Industrielle Revolution: Massenproduktion beginnt
Ab ca. 1850 wurden Möbel zunehmend auch industriell gefertigt. Zwischen 1850 und 1900 begann man vor allem „alte“ Stilelemente zu kopieren. In der industriellen Fertigung lebten Stile wie das Barock oder Rokoko ebenso wieder auf, wie Formen und Designs aus der Renaissance und der Antike. Erst mit dem auslaufenden 19. Jahrhundert setzte der Jugendstil wieder neue Maßstäbe.
Moderne im 20. Jahrhundert: Funktionalität und Design
Es wurde wieder mehr Individualität gefordert.

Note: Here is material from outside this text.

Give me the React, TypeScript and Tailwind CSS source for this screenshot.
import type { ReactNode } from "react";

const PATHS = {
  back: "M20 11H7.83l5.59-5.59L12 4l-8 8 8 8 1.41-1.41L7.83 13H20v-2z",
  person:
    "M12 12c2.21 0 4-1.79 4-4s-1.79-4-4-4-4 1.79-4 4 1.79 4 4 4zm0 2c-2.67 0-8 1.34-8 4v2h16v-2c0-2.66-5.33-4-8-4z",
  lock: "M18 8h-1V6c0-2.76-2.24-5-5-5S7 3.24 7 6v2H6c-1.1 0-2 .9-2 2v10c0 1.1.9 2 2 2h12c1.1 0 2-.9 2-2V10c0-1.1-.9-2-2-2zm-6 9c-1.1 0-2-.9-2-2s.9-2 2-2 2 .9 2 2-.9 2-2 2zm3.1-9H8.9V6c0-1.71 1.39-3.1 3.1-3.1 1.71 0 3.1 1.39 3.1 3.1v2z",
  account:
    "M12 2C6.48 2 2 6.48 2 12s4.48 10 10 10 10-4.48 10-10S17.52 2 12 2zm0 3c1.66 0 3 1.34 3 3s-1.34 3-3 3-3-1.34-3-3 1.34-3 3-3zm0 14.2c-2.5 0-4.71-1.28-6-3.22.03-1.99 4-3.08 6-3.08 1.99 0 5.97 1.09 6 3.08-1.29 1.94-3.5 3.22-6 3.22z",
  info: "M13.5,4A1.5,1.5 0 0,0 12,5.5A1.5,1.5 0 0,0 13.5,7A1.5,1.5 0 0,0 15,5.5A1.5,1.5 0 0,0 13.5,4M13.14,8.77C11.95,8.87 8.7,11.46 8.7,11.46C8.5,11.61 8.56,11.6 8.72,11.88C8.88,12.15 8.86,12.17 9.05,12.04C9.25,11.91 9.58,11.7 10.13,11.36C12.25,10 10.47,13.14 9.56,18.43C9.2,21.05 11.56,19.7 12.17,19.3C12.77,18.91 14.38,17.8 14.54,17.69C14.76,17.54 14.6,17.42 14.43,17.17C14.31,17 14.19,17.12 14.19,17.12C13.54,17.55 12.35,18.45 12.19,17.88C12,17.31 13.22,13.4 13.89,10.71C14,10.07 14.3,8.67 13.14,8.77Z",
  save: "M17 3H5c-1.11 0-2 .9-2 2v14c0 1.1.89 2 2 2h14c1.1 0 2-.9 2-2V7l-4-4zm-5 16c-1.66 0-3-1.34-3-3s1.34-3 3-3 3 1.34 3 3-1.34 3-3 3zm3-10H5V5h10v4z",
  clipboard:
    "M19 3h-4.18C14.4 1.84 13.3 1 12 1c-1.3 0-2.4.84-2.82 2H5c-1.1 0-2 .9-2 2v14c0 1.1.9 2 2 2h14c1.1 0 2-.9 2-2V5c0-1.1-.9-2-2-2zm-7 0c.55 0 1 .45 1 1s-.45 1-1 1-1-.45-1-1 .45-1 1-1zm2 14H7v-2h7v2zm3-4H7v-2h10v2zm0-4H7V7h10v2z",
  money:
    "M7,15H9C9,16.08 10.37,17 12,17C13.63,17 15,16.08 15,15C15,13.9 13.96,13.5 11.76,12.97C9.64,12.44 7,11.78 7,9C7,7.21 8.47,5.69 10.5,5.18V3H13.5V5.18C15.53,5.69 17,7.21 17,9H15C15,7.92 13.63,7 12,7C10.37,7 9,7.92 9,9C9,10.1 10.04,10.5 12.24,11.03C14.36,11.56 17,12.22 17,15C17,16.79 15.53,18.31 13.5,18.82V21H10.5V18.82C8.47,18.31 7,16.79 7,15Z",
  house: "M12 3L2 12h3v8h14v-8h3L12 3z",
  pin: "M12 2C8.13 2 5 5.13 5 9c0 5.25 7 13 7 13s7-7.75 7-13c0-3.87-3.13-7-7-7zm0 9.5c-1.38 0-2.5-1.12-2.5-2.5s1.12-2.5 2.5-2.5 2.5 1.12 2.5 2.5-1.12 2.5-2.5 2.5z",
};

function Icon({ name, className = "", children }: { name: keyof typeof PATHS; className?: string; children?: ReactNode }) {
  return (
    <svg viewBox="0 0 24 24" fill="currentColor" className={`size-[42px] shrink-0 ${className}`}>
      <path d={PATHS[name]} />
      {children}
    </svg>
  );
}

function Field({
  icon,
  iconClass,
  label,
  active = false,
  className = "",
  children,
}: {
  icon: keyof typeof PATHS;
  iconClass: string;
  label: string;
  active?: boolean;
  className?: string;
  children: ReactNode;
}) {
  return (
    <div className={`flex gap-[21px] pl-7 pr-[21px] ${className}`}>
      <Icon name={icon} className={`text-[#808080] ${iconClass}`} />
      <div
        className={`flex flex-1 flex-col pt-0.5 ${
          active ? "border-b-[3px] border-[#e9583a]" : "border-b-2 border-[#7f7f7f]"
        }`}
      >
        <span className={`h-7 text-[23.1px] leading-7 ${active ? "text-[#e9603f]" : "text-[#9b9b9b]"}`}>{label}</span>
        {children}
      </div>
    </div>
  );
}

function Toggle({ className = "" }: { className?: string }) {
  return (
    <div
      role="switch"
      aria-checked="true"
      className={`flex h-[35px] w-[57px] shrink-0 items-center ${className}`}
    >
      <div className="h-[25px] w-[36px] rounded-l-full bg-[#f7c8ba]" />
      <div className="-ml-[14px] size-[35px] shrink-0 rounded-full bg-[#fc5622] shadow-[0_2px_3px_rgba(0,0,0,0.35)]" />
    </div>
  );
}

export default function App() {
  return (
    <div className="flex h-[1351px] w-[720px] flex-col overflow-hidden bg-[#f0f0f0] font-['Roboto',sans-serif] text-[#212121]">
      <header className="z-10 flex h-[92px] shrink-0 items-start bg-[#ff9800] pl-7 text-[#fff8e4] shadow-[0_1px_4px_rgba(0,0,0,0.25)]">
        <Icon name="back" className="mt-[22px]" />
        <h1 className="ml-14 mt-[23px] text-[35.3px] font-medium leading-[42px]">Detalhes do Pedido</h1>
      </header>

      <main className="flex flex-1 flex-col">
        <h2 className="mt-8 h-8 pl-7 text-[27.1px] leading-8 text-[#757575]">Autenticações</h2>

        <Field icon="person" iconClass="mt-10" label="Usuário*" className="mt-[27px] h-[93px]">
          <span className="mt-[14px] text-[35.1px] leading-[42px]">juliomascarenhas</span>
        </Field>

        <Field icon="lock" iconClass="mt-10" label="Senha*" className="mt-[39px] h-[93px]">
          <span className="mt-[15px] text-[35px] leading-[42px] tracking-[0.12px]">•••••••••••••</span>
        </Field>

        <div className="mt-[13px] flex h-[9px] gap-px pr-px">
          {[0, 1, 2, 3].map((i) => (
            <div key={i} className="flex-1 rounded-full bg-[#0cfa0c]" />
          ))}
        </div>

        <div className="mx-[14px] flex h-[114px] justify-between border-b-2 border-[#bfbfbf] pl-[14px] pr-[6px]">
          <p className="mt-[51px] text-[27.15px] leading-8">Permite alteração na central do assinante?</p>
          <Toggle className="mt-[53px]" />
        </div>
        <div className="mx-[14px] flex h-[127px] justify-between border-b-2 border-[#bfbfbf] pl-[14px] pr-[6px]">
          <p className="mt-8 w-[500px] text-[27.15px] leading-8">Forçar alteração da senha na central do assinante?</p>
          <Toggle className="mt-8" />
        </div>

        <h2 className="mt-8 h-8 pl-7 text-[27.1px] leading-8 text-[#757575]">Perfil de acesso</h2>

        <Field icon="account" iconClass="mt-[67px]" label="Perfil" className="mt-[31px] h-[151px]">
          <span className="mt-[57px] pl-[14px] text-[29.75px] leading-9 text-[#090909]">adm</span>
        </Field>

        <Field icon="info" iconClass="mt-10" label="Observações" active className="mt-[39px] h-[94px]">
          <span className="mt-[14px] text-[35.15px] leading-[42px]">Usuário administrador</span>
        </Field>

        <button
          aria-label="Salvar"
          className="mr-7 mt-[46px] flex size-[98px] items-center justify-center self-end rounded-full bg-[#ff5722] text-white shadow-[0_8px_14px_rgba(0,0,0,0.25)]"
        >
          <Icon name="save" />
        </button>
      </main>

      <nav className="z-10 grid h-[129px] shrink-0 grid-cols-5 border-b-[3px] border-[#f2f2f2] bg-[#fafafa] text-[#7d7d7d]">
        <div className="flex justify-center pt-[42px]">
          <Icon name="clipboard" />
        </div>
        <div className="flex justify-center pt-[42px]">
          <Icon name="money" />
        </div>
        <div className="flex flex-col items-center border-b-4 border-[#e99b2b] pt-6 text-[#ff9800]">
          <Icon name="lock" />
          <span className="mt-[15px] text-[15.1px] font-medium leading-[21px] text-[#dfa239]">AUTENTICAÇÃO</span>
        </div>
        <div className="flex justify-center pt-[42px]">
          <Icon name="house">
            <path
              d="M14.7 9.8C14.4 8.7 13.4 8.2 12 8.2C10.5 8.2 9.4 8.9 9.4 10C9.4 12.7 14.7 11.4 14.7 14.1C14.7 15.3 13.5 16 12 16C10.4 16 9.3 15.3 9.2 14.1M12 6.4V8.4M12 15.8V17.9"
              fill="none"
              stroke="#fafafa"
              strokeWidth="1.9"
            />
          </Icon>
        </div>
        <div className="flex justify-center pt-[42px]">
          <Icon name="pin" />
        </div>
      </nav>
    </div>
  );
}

Ornamente aus der Tier- und Pflanzenwelt fanden Einzug in die Verzierungen von Tischen und Stühlen. Die Industrialisierung hatte das Kunsthandwerk im 19. Jahrhundert vertrieben – in der Epoche des Jugendstils im frühen 20. Jahrhundert wollte man wieder individuellere Möbel herstellen. Deshalb wurden die Werkstätten so umgebaut, dass zwar immer noch in Masse produziert werden konnte, die Auswahl an unterschiedlichen Möbelstücken aber größer wurde.

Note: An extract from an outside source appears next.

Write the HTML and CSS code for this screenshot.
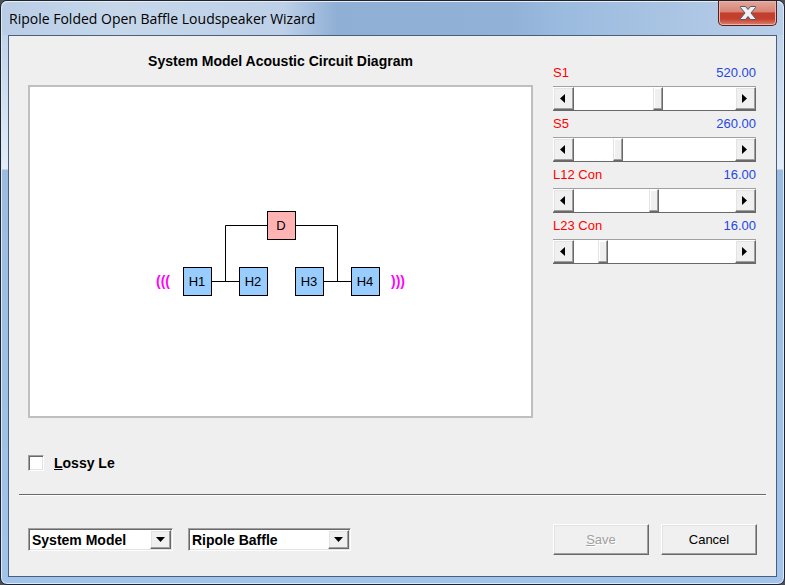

Mahagoni, Eiche, Nussbaum und Birne waren die Hölzer dieser Zeit – das Material wurde lackiert oder gebeizt. Beschläge aus Gusseisen, Bronze oder Stahl waren ebenfalls normal.
Bauhaus und ergonomisches Denken
100 Jahre Bauhaus wurden im Jahr 2019 gefeiert. Auch wenn die Hochschule nur rund 15 Jahre aktiv war, hatte sie doch einen enormen Einfluss auf die Stilentwicklung der folgenden Jahrzehnte.

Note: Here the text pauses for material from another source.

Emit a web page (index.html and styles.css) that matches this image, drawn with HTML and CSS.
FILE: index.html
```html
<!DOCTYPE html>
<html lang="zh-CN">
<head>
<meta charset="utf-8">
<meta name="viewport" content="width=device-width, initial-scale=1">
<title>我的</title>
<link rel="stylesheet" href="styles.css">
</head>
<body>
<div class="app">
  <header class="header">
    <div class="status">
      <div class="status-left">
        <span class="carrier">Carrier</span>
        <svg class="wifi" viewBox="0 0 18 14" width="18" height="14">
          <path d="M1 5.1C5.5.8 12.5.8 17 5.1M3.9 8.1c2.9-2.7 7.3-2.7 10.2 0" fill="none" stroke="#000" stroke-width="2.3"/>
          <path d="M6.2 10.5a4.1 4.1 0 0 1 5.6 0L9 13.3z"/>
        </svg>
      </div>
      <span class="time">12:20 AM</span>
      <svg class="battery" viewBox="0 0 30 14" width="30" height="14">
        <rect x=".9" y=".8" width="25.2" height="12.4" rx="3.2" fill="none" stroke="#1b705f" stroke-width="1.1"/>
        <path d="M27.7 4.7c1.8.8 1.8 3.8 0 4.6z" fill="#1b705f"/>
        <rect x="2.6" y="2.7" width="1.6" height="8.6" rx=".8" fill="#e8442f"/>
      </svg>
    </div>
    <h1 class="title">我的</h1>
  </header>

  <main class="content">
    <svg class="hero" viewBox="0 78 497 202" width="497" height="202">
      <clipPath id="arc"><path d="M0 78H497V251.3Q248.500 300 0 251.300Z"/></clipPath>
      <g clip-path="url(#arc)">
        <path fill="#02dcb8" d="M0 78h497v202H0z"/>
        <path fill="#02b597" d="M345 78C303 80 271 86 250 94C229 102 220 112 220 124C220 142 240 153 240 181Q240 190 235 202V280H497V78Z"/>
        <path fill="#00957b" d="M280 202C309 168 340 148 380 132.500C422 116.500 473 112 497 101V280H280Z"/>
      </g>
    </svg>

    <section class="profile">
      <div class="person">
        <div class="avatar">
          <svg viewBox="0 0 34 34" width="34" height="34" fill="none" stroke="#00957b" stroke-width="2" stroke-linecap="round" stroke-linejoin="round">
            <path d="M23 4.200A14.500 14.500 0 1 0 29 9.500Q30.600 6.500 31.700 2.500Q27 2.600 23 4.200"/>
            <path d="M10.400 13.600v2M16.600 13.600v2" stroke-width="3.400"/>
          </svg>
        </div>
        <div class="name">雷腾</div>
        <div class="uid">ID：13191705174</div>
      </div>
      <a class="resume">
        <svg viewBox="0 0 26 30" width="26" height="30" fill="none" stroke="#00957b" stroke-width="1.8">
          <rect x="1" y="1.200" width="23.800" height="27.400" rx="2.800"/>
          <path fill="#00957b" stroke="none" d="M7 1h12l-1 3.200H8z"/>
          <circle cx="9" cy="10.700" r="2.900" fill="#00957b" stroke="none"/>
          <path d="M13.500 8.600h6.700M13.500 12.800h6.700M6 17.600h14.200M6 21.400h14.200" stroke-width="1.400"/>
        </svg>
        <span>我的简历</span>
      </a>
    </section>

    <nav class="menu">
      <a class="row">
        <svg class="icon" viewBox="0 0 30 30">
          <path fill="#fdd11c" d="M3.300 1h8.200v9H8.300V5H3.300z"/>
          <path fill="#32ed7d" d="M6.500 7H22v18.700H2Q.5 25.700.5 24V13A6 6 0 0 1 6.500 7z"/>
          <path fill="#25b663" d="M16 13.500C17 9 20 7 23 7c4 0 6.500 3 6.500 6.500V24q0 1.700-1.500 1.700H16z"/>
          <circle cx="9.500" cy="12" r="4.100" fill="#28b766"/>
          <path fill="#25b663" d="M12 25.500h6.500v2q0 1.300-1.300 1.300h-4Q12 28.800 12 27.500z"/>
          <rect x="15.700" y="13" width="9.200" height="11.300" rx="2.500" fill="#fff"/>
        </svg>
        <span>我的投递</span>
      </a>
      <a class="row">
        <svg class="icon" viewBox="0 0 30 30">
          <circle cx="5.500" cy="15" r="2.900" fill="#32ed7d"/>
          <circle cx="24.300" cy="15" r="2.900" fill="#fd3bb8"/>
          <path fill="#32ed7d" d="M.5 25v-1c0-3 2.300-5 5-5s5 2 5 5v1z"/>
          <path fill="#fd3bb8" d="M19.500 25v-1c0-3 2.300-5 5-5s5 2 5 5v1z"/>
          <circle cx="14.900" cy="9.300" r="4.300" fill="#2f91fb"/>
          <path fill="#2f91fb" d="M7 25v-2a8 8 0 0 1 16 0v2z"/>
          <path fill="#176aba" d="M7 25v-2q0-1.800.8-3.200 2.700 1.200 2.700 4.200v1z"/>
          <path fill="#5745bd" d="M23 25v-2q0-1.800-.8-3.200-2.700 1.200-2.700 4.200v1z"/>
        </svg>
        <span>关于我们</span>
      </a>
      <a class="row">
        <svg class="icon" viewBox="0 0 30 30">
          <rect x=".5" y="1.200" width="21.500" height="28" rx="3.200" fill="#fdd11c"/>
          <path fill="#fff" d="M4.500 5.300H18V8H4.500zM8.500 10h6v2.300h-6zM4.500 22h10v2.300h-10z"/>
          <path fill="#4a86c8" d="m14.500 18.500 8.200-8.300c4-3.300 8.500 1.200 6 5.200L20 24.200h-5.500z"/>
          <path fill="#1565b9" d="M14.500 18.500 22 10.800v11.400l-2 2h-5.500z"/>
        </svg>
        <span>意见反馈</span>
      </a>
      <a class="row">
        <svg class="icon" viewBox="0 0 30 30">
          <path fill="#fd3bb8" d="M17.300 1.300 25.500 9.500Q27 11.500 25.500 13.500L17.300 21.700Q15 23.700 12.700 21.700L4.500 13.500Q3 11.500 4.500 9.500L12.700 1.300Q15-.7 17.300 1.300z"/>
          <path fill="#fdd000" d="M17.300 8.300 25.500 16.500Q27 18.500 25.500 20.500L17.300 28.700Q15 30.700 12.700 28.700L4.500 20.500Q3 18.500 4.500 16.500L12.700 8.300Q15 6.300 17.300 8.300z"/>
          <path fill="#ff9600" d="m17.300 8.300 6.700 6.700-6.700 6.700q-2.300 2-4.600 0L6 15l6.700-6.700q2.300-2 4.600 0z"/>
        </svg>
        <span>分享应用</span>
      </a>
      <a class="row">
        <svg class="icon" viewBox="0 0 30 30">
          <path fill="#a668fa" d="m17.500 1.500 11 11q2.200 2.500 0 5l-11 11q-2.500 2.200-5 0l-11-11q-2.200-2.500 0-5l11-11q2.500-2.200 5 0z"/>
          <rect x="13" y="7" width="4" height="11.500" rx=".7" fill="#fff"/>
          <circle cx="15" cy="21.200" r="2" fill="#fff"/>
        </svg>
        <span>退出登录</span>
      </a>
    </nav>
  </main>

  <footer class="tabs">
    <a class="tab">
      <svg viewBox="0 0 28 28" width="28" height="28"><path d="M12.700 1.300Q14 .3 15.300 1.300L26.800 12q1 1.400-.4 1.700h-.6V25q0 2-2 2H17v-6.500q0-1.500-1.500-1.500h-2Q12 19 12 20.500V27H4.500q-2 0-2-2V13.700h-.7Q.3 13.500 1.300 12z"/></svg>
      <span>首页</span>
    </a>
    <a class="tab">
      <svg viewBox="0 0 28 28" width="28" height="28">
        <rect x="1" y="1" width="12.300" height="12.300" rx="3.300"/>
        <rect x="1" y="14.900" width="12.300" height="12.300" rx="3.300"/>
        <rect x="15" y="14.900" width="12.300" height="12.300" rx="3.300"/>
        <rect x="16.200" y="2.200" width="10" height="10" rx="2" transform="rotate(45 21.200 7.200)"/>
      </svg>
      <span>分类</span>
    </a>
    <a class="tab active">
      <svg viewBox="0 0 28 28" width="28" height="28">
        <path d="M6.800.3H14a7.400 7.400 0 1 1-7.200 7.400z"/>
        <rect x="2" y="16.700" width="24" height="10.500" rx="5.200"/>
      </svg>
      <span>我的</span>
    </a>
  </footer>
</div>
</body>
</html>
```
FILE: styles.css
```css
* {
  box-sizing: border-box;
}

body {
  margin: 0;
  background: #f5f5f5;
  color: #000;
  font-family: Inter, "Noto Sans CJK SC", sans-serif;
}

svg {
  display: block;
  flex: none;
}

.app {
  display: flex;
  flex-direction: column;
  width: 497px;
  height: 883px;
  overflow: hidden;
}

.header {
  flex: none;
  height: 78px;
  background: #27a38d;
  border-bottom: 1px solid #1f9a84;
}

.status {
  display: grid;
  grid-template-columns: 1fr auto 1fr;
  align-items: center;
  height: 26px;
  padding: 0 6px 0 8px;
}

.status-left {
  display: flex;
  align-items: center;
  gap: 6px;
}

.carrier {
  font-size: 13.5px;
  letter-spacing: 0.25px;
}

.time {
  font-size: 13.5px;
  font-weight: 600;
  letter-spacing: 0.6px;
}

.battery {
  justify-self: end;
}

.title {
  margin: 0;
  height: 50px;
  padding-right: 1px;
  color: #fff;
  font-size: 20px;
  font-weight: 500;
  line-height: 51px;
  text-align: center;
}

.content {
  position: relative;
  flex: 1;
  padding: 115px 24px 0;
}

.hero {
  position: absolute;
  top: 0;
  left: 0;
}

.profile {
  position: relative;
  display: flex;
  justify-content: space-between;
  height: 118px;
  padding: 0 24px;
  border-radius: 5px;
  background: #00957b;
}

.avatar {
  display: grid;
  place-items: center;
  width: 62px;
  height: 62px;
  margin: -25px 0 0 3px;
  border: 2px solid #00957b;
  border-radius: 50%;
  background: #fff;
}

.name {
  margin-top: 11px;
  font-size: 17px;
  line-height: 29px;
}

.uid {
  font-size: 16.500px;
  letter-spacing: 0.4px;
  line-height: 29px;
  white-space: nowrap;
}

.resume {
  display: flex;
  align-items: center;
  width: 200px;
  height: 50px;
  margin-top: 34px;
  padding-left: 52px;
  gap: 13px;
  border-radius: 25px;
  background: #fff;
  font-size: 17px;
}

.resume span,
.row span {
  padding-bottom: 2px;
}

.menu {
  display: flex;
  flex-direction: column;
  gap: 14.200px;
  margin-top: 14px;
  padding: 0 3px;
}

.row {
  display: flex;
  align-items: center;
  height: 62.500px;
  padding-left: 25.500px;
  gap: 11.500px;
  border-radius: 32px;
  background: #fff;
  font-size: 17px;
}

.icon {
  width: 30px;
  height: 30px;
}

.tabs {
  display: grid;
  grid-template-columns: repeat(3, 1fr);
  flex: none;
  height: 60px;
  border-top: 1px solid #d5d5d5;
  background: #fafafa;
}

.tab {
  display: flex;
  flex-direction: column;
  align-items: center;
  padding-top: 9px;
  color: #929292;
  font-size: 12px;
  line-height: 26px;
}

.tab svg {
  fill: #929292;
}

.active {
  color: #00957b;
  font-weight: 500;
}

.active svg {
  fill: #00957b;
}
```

Stahlrohrmöbel und der Freischwinger-Stuhl waren Elemente, die man bis heute mit dem Bauhaus-Stil in Verbindung bringt und die man bis heute in den Haushalten der Republik findet.
Kunststoff, Metall & neue Materialien ab den 1950ern
Ab den 1950er Jahren waren es neue Kunststofftechnologien, die es möglich machten, Stühle in einem Guss- oder Pressverfahren in wenigen oder sogar nur einem Produktionsschritt zu fertigen. Der weiße (oder heute auch in anderen Farben erhältliche) Kunststoffstuhl war geboren. Als Stapelstuhl perfekt zu verstauen, günstig in der Produktion und daher für jeden erschwinglich und damit heute aus vielen Gärten und Campingausrüstungen nicht mehr wegzudenken ist der weiße Kunststoffstuhl das am weitesten verbreitete Möbelstück der Welt.
Nachhaltigkeit & Ergonomie im 21. Jahrhundert
Nachhaltigkeit und Ergonomie sind zwei große Schlagworte unserer Zeit. In der Möbelproduktion wird heute mehr denn je auf die Auswahl der Materialien, die Umweltfreundlichkeit der Produktionsverfahren und die Herkunft der Hölzer geachtet. Stühle wie die Angebotspalette von Aeris beispielsweise sind so konzipiert, dass dynamisches Sitzen möglich ist. Allgemein wird bei der Auswahl von Sitzmöbeln mehr auf die eigene Gesundheit und den Umweltschutz geachtet.
Berühmte Sitzmöbel der Filmgeschichte
Der wohl bekannteste Stuhl der Filmgeschichte dürfte der Eiserne Thron von Westeros sein – auch wenn es einen solchen Thron nie gegeben hat, wurde von den Machern der Serie „Game of Thrones“ bzw. dem Autor der Buchreihe „Das Lied von Eis und Feuer“ der mittelalterliche Verzicht auf Komfort selbst bei Königsthronen wunderbar verarbeitet.
Fazit
Die Geschichte der Sitzmöbel ist in etwa so lang und spannend wie die Entwicklung der Raumgestaltung an sich. Heute gibt es nicht mehr den einen Stil, sondern eine Vielzahl unterschiedlicher Stilrichtungen, aus denen man nach dem eigenen Geschmack auswählen kann. Vor allem die Entwicklung im Bereich der Ergonomie der letzten Jahre macht es dabei auch möglich, Rückenleiden und anderen gesundheitlichen Problemen, die durch zu viel sitzende Tätigkeit verursacht werden können, entgegenzuwirken.